Read the listing below and copy out every line that holds "React".

--------

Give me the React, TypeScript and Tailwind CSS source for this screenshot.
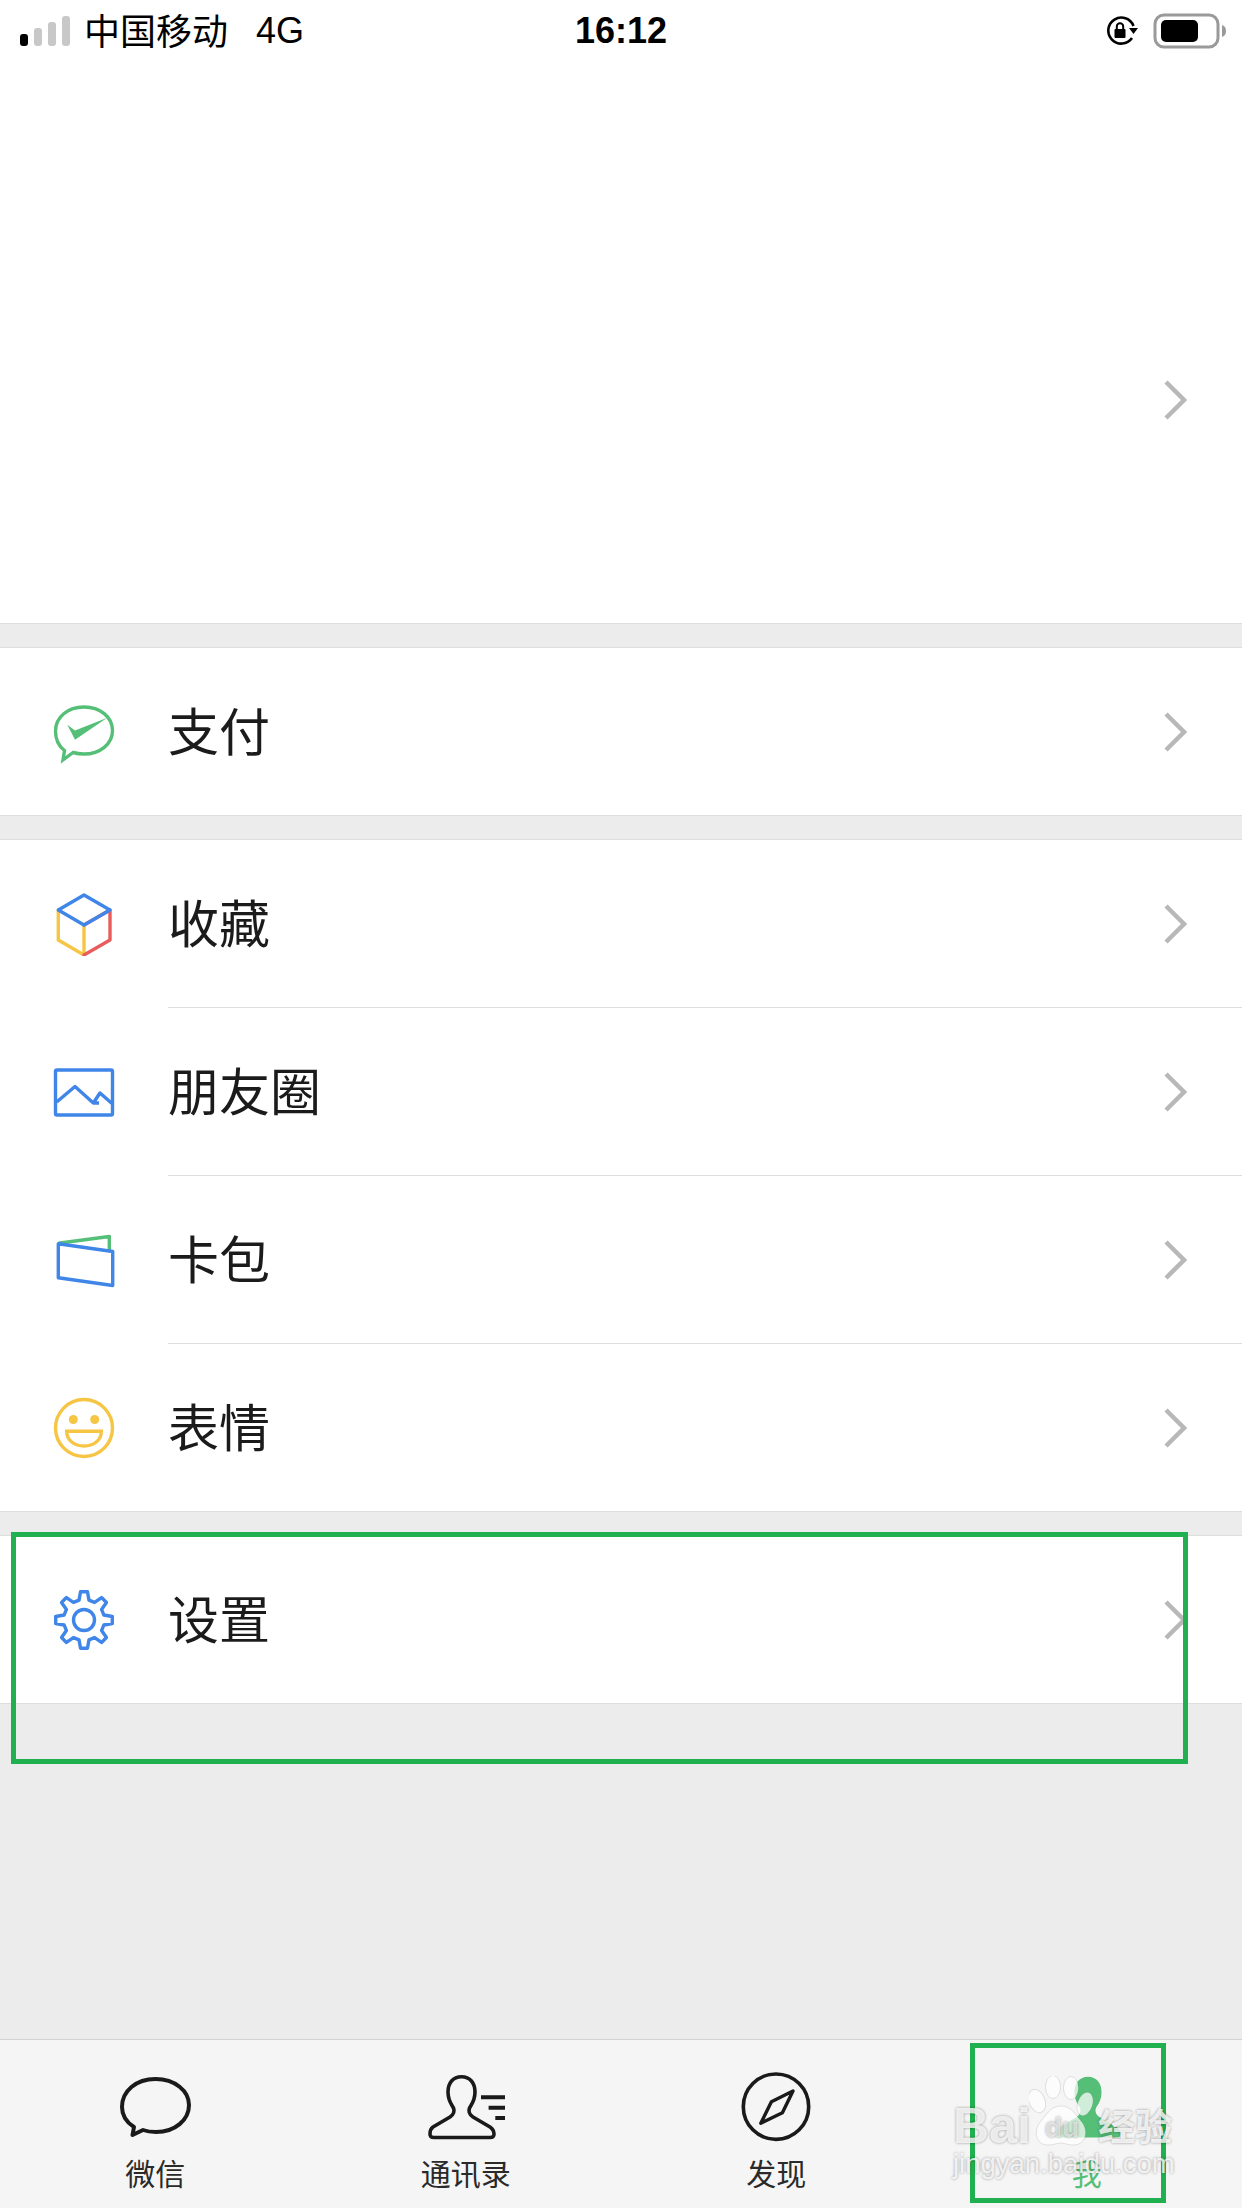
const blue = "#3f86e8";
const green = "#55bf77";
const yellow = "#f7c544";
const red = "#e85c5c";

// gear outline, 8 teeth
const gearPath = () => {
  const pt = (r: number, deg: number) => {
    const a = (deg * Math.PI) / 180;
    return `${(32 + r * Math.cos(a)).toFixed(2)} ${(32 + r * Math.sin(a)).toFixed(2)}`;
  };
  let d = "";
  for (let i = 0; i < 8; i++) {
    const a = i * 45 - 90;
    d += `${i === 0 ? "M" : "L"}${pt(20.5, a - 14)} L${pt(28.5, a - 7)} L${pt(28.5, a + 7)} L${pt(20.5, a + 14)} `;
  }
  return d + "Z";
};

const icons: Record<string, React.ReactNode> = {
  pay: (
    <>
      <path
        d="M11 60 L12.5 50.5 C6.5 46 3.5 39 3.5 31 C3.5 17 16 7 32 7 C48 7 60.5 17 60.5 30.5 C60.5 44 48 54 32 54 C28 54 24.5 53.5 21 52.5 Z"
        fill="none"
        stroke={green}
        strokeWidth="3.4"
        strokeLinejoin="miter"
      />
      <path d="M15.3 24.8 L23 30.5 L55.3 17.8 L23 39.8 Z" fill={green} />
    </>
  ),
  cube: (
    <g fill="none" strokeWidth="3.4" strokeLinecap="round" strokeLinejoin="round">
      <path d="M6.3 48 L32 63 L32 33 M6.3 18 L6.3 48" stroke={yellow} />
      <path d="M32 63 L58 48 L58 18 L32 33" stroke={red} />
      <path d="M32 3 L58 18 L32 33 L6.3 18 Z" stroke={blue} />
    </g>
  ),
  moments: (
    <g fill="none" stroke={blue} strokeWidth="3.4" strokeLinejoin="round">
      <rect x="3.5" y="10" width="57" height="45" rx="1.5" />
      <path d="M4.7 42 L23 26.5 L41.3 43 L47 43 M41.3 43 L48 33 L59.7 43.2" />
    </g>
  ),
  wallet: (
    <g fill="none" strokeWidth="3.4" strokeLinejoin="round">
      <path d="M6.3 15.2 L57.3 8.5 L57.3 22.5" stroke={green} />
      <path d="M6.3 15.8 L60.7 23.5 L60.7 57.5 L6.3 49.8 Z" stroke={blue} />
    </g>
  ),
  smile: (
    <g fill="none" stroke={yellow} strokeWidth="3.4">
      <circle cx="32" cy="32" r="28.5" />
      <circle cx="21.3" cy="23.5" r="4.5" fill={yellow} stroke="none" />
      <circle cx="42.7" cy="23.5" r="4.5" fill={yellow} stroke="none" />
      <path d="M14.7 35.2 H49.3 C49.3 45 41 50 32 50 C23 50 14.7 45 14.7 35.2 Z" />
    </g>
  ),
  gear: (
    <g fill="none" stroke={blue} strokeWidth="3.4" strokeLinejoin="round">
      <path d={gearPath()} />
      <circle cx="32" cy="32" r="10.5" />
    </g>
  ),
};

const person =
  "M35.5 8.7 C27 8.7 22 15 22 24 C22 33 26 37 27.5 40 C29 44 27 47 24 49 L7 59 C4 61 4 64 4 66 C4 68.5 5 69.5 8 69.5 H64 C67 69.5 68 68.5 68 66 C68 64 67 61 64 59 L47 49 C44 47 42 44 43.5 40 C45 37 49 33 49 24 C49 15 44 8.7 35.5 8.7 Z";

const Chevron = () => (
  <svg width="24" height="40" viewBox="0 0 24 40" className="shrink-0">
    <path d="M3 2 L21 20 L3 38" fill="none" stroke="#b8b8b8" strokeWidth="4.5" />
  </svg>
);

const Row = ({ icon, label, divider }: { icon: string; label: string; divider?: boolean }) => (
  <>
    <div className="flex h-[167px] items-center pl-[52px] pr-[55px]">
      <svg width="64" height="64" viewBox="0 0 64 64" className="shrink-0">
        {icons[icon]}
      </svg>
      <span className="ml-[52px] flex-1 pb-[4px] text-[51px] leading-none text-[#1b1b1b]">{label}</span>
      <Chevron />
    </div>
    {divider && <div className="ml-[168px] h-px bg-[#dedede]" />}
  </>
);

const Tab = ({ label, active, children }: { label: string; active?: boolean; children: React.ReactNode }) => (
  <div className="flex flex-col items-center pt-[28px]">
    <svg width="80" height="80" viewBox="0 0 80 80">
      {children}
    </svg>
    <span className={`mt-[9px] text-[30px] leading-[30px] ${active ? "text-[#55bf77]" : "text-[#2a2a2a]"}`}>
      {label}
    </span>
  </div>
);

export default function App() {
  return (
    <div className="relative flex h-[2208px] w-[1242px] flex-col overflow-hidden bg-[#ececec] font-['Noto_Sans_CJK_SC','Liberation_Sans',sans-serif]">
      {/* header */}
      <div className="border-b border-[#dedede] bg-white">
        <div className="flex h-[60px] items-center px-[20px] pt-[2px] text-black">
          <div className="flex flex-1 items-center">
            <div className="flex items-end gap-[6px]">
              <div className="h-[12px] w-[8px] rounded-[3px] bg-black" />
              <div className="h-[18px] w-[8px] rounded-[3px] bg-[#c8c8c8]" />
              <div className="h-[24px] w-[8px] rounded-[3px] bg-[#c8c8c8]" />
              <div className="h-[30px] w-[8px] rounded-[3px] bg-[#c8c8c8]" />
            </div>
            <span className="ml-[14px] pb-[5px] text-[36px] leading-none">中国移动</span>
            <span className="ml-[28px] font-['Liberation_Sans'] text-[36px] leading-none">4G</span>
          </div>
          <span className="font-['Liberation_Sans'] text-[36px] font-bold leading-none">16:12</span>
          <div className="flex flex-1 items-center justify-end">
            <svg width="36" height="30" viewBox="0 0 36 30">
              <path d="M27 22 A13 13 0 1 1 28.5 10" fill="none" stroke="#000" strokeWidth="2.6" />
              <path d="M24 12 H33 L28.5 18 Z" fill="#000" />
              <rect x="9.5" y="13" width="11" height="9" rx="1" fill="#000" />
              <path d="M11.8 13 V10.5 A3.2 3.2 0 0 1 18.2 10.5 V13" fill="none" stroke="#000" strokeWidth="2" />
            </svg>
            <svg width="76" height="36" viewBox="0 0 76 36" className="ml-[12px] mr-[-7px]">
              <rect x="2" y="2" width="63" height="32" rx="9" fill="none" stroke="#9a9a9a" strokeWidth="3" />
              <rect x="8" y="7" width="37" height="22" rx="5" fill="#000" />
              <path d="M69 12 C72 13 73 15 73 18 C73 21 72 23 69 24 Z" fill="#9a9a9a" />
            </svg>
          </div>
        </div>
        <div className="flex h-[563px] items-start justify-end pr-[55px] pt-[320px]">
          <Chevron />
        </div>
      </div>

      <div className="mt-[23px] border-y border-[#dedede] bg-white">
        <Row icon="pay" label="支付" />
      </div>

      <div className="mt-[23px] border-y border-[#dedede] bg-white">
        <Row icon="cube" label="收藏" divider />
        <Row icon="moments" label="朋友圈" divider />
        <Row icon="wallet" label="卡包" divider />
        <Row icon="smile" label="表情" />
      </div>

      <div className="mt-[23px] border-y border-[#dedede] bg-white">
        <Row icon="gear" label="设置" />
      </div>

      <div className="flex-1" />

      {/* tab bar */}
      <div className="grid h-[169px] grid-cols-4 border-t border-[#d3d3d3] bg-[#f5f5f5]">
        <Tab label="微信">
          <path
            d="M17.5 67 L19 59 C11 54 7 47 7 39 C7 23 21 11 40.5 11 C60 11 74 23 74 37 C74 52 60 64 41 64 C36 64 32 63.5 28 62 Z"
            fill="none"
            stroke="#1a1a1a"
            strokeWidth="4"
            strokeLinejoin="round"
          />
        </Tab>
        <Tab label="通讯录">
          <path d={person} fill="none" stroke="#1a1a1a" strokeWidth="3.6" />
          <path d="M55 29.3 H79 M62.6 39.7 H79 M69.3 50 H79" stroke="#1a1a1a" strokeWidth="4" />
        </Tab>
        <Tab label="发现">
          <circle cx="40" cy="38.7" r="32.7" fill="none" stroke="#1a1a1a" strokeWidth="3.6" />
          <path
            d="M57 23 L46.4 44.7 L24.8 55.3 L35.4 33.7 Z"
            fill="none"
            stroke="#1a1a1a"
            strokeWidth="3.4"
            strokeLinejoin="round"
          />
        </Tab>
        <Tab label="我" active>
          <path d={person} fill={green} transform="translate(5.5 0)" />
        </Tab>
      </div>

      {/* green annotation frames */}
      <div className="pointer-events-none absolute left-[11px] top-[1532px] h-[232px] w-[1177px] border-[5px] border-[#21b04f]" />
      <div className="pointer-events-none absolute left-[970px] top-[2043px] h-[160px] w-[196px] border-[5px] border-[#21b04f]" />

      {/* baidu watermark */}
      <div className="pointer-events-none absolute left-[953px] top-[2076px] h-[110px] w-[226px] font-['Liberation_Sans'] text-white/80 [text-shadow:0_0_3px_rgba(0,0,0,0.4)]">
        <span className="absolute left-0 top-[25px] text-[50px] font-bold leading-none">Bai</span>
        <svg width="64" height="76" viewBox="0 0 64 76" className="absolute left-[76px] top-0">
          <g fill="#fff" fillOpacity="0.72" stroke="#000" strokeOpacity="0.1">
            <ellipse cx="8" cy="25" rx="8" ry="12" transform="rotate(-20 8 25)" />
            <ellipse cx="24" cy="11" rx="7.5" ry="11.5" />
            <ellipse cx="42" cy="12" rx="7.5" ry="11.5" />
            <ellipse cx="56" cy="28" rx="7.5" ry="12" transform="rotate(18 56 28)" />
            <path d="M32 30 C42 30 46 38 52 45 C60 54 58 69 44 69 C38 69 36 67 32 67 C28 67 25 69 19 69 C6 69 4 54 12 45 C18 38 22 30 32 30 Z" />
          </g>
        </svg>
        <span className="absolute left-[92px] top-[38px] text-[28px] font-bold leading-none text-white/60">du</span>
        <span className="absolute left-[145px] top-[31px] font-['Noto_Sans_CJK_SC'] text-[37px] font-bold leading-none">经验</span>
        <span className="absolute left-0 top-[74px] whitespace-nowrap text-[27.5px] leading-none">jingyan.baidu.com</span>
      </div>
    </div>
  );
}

--------

=== Result ===
Give me the React, TypeScript and Tailwind CSS source for this screenshot.
const icons: Record<string, React.ReactNode> = {
const Tab = ({ label, active, children }: { label: string; active?: boolean; children: React.ReactNode }) => (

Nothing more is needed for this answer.